## AIM
Set down each line of the data below exactly as it stands, dropping the pictures.

## DATASET CONTENT
## Start

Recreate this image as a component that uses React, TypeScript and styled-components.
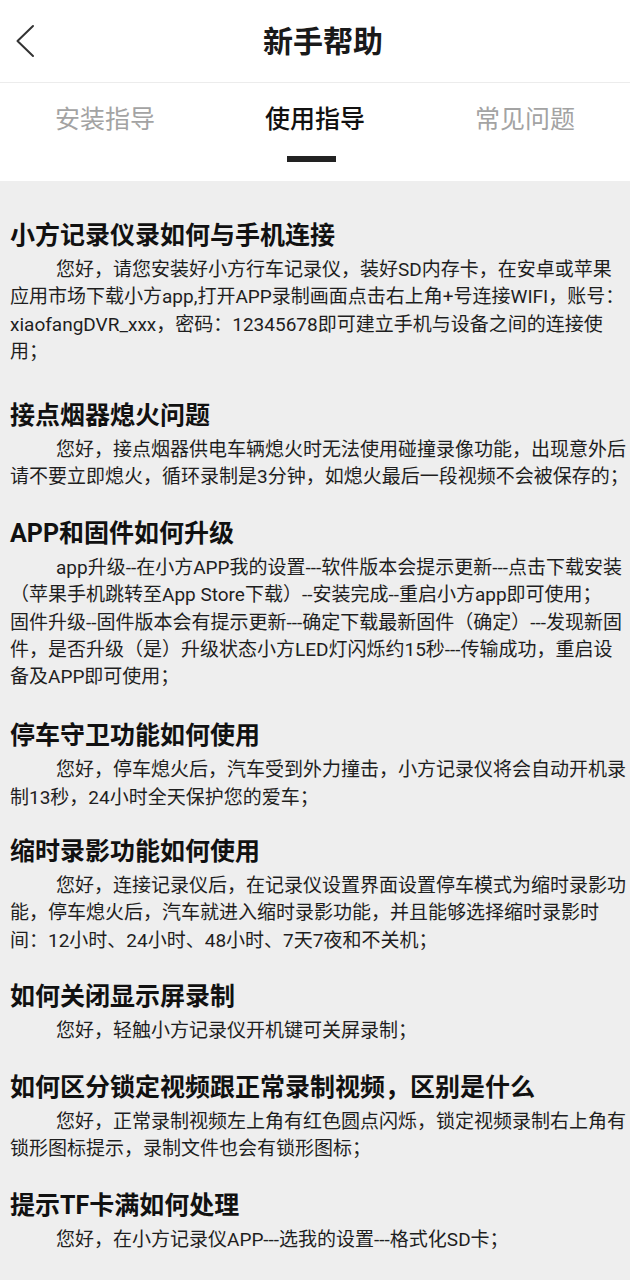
import React from "react";
import styled, { createGlobalStyle } from "styled-components";

const GlobalStyle = createGlobalStyle`
  html, body { margin: 0; padding: 0; }
  body {
    font-family: Roboto, "Noto Sans CJK SC", sans-serif;
    background: #eeeeee;
  }
  * { box-sizing: border-box; }
`;

const Page = styled.div`
  width: 630px;
  min-height: 1280px;
  background: #eeeeee;
  display: flex;
  flex-direction: column;
`;

const Header = styled.header`
  height: 82px;
  background: #ffffff;
  display: grid;
  grid-template-columns: 76px 1fr 60px;
  align-items: center;
  border-bottom: 1px solid #ececec;
  box-sizing: content-box;
`;

const BackButton = styled.button`
  border: 0;
  background: none;
  padding: 0 0 0 15px;
  height: 82px;
  display: flex;
  align-items: center;
  cursor: pointer;
`;

const Title = styled.h1`
  margin: 0;
  padding-top: 2px;
  text-align: center;
  font-size: 30px;
  font-weight: 700;
  color: #1a1a1a;
  line-height: 80px;
`;

const TabBar = styled.nav`
  height: 98px;
  background: #ffffff;
  display: flex;
`;

const Tab = styled.div`
  flex: 1;
  display: flex;
  flex-direction: column;
  align-items: center;
  padding-top: 19px;
  cursor: pointer;
`;

const TabLabel = styled.span<{ $active?: boolean }>`
  font-size: 25px;
  line-height: 36px;
  font-weight: ${(p) => (p.$active ? 500 : 400)};
  color: ${(p) => (p.$active ? "#111111" : "#a3a3a3")};
`;

const Indicator = styled.span<{ $active?: boolean }>`
  margin-top: 18px;
  margin-right: 7px;
  width: 49px;
  height: 6px;
  background: ${(p) => (p.$active ? "#222222" : "transparent")};
`;

const Content = styled.main`
  padding: 35px 0 30px 10px;
  display: flex;
  flex-direction: column;
`;

const Section = styled.section<{ $extra?: number }>`
  margin-bottom: ${(p) => 23.4 + (p.$extra ?? 0)}px;
`;

const SectionTitle = styled.h2`
  margin: 0;
  font-size: 25px;
  line-height: 40px;
  font-weight: 700;
  color: #111111;
`;

const Body = styled.p`
  margin: 0;
  font-size: 19px;
  line-height: 27.3px;
  color: #1e1e1e;
  text-indent: 46px;
`;

const sections: { title: string; body: string[]; extra?: number }[] = [
  {
    title: "小方记录仪录如何与手机连接",
    body: [
      "您好，请您安装好小方行车记录仪，装好SD内存卡，在安卓或苹果应用市场下载小方app,打开APP录制画面点击右上角+号连接WIFI，账号：xiaofangDVR_xxx，密码：12345678即可建立手机与设备之间的连接使用；",
    ],
    extra: 7.4,
  },
  {
    title: "接点烟器熄火问题",
    body: [
      "您好，接点烟器供电车辆熄火时无法使用碰撞录像功能，出现意外后请不要立即熄火，循环录制是3分钟，如熄火最后一段视频不会被保存的；",
    ],
  },
  {
    title: "APP和固件如何升级",
    body: [
      "app升级--在小方APP我的设置---软件版本会提示更新---点击下载安装（苹果手机跳转至App Store下载）--安装完成--重启小方app即可使用；",
      "固件升级--固件版本会有提示更新---确定下载最新固件（确定）---发现新固件，是否升级（是）升级状态小方LED灯闪烁约15秒---传输成功，重启设备及APP即可使用；",
    ],
    extra: 2.6,
  },
  {
    title: "停车守卫功能如何使用",
    body: [
      "您好，停车熄火后，汽车受到外力撞击，小方记录仪将会自动开机录制13秒，24小时全天保护您的爱车；",
    ],
    extra: -2.4,
  },
  {
    title: "缩时录影功能如何使用",
    body: [
      "您好，连接记录仪后，在记录仪设置界面设置停车模式为缩时录影功能，停车熄火后，汽车就进入缩时录影功能，并且能够选择缩时录影时间：12小时、24小时、48小时、7天7夜和不关机；",
    ],
  },
  {
    title: "如何关闭显示屏录制",
    body: ["您好，轻触小方记录仪开机键可关屏录制；"],
  },
  {
    title: "如何区分锁定视频跟正常录制视频，区别是什么",
    body: [
      "您好，正常录制视频左上角有红色圆点闪烁，锁定视频录制右上角有锁形图标提示，录制文件也会有锁形图标；",
    ],
  },
  {
    title: "提示TF卡满如何处理",
    body: ["您好，在小方记录仪APP---选我的设置---格式化SD卡；"],
  },
];

const tabs = ["安装指导", "使用指导", "常见问题"];

export default function App() {
  return (
    <Page>
      <GlobalStyle />
      <Header>
        <BackButton aria-label="返回">
          <svg width="20" height="34" viewBox="0 0 20 34" fill="none">
            <path
              d="M18 2 L2.5 17 L18 32"
              stroke="#333333"
              strokeWidth="2"
              strokeLinecap="round"
              strokeLinejoin="round"
            />
          </svg>
        </BackButton>
        <Title>新手帮助</Title>
        <span />
      </Header>
      <TabBar>
        {tabs.map((t, i) => (
          <Tab key={t}>
            <TabLabel $active={i === 1}>{t}</TabLabel>
            <Indicator $active={i === 1} />
          </Tab>
        ))}
      </TabBar>
      <Content>
        {sections.map((s) => (
          <Section key={s.title} $extra={s.extra}>
            <SectionTitle>{s.title}</SectionTitle>
            <Body>
              {s.body.map((b, i) => (
                <React.Fragment key={i}>
                  {i > 0 && <br />}
                  {b}
                </React.Fragment>
              ))}
            </Body>
          </Section>
        ))}
      </Content>
    </Page>
  );
}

## End

## RESPONSE FOR THIS EXERCISE
Recreate this image as a component that uses React, TypeScript and styled-components.
import React from "react";
import styled, { createGlobalStyle } from "styled-components";

const GlobalStyle = createGlobalStyle`
  html, body { margin: 0; padding: 0; }
  body {
    font-family: Roboto, "Noto Sans CJK SC", sans-serif;
    background: #eeeeee;
  }
  * { box-sizing: border-box; }
`;

const Page = styled.div`
  width: 630px;
  min-height: 1280px;
  background: #eeeeee;
  display: flex;
  flex-direction: column;
`;

const Header = styled.header`
  height: 82px;
  background: #ffffff;
  display: grid;
  grid-template-columns: 76px 1fr 60px;
  align-items: center;
  border-bottom: 1px solid #ececec;
  box-sizing: content-box;
`;

const BackButton = styled.button`
  border: 0;
  background: none;
  padding: 0 0 0 15px;
  height: 82px;
  display: flex;
  align-items: center;
  cursor: pointer;
`;

const Title = styled.h1`
  margin: 0;
  padding-top: 2px;
  text-align: center;
  font-size: 30px;
  font-weight: 700;
  color: #1a1a1a;
  line-height: 80px;
`;

const TabBar = styled.nav`
  height: 98px;
  background: #ffffff;
  display: flex;
`;

const Tab = styled.div`
  flex: 1;
  display: flex;
  flex-direction: column;
  align-items: center;
  padding-top: 19px;
  cursor: pointer;
`;

const TabLabel = styled.span<{ $active?: boolean }>`
  font-size: 25px;
  line-height: 36px;
  font-weight: ${(p) => (p.$active ? 500 : 400)};
  color: ${(p) => (p.$active ? "#111111" : "#a3a3a3")};
`;

const Indicator = styled.span<{ $active?: boolean }>`
  margin-top: 18px;
  margin-right: 7px;
  width: 49px;
  height: 6px;
  background: ${(p) => (p.$active ? "#222222" : "transparent")};
`;

const Content = styled.main`
  padding: 35px 0 30px 10px;
  display: flex;
  flex-direction: column;
`;

const Section = styled.section<{ $extra?: number }>`
  margin-bottom: ${(p) => 23.4 + (p.$extra ?? 0)}px;
`;

const SectionTitle = styled.h2`
  margin: 0;
  font-size: 25px;
  line-height: 40px;
  font-weight: 700;
  color: #111111;
`;

const Body = styled.p`
  margin: 0;
  font-size: 19px;
  line-height: 27.3px;
  color: #1e1e1e;
  text-indent: 46px;
`;

const sections: { title: string; body: string[]; extra?: number }[] = [
  {
    title: "小方记录仪录如何与手机连接",
    body: [
      "您好，请您安装好小方行车记录仪，装好SD内存卡，在安卓或苹果应用市场下载小方app,打开APP录制画面点击右上角+号连接WIFI，账号：xiaofangDVR_xxx，密码：12345678即可建立手机与设备之间的连接使用；",
    ],
    extra: 7.4,
  },
  {
    title: "接点烟器熄火问题",
    body: [
      "您好，接点烟器供电车辆熄火时无法使用碰撞录像功能，出现意外后请不要立即熄火，循环录制是3分钟，如熄火最后一段视频不会被保存的；",
    ],
  },
  {
    title: "APP和固件如何升级",
    body: [
      "app升级--在小方APP我的设置---软件版本会提示更新---点击下载安装（苹果手机跳转至App Store下载）--安装完成--重启小方app即可使用；",
      "固件升级--固件版本会有提示更新---确定下载最新固件（确定）---发现新固件，是否升级（是）升级状态小方LED灯闪烁约15秒---传输成功，重启设备及APP即可使用；",
    ],
    extra: 2.6,
  },
  {
    title: "停车守卫功能如何使用",
    body: [
      "您好，停车熄火后，汽车受到外力撞击，小方记录仪将会自动开机录制13秒，24小时全天保护您的爱车；",
    ],
    extra: -2.4,
  },
  {
    title: "缩时录影功能如何使用",
    body: [
      "您好，连接记录仪后，在记录仪设置界面设置停车模式为缩时录影功能，停车熄火后，汽车就进入缩时录影功能，并且能够选择缩时录影时间：12小时、24小时、48小时、7天7夜和不关机；",
    ],
  },
  {
    title: "如何关闭显示屏录制",
    body: ["您好，轻触小方记录仪开机键可关屏录制；"],
  },
  {
    title: "如何区分锁定视频跟正常录制视频，区别是什么",
    body: [
      "您好，正常录制视频左上角有红色圆点闪烁，锁定视频录制右上角有锁形图标提示，录制文件也会有锁形图标；",
    ],
  },
  {
    title: "提示TF卡满如何处理",
    body: ["您好，在小方记录仪APP---选我的设置---格式化SD卡；"],
  },
];

const tabs = ["安装指导", "使用指导", "常见问题"];

export default function App() {
  return (
    <Page>
      <GlobalStyle />
      <Header>
        <BackButton aria-label="返回">
          <svg width="20" height="34" viewBox="0 0 20 34" fill="none">
            <path
              d="M18 2 L2.5 17 L18 32"
              stroke="#333333"
              strokeWidth="2"
              strokeLinecap="round"
              strokeLinejoin="round"
            />
          </svg>
        </BackButton>
        <Title>新手帮助</Title>
        <span />
      </Header>
      <TabBar>
        {tabs.map((t, i) => (
          <Tab key={t}>
            <TabLabel $active={i === 1}>{t}</TabLabel>
            <Indicator $active={i === 1} />
          </Tab>
        ))}
      </TabBar>
      <Content>
        {sections.map((s) => (
          <Section key={s.title} $extra={s.extra}>
            <SectionTitle>{s.title}</SectionTitle>
            <Body>
              {s.body.map((b, i) => (
                <React.Fragment key={i}>
                  {i > 0 && <br />}
                  {b}
                </React.Fragment>
              ))}
            </Body>
          </Section>
        ))}
      </Content>
    </Page>
  );
}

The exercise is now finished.